Dans un contexte de rejet grandissant du candidat d’extrême-droite par l’électorat féminin, un groupe Facebook s’est transformé en camp de retranchement où les femmes exposent les raisons de leur opposition au machisme, à la misogynie et à la violence que représente la ligne politique de ce candidat à la présidence de la République.

Il n’aura fallu que peu de temps avant que les hackers n’envahissent le groupe. En parfaite cohérence avec la posture adoptée par le candidat, la stratégie de ses soutiens fut d’intimider les administrateurs du groupe, y compris, d’après ce que l’on sait, par de nombreux messages de menaces sur Whatsapp. Il fallait s’y attendre. Cette réaction révèle l’inquiétude de ceux qui, jusqu’à présent, se croyaient tous puissants sur le territoire des réseaux sociaux. Dans tous les cas, la création du groupe et ses répercussions sont devenues le symbole d’une résistance qui peut-être ne fait que commencer.

#EleNao (PasLui), cri de rassemblement des femmes contre le candidat d’extrême droite Bolsonaro au Brésil @CPERS Sindicato Portoalegre 29-09-2018 (CC BY-SA 2.0)

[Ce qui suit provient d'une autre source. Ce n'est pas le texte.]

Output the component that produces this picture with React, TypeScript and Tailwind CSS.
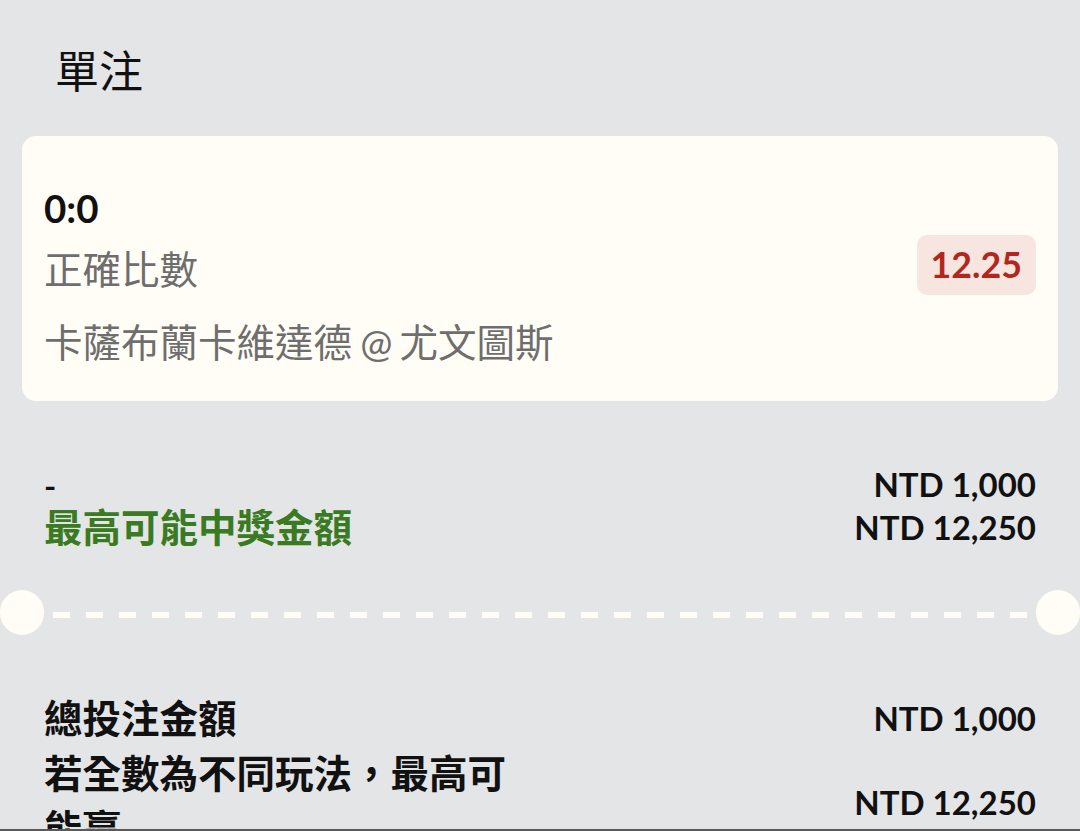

Les femmes ont toujours été aux premiers rangs de la résistance aux forces politiques et sociales qui s’entêtent à vouloir faire plonger l’humanité dans les abîmes de la barbarie. Au XXe siècle, la participation des femmes a été à la mesure des grands événements historiques comme, par exemple, avec leur participation à la lutte contre le nazisme et le fascisme pendant la guerre de 1939-1945. Dans ce contexte d’horreur, le rôle des femmes dans l’Armée rouge est devenu légendaire. Cette armée fut la seule, dans les pays participants au conflit, qui autorisait la participation directe des femmes dans des opérations de combat, opérations lors desquelles elles se rendirent célèbres pour leur courage et leur héroïsme. Dans le cadre de la résistance au nazisme et au fascisme, le rôle des femmes dans la France occupée est également entré dans l’Histoire. Que ce soit dans ces événements ou dans d’autres, par le combat armé ou par de nombreuses autres formes silencieuses et anonymes, les femmes ont joué un rôle majeur dans la victoire des forces démocratiques, puisque, quelque soit le type de régime d’oppression, elles sont toujours les premières victimes.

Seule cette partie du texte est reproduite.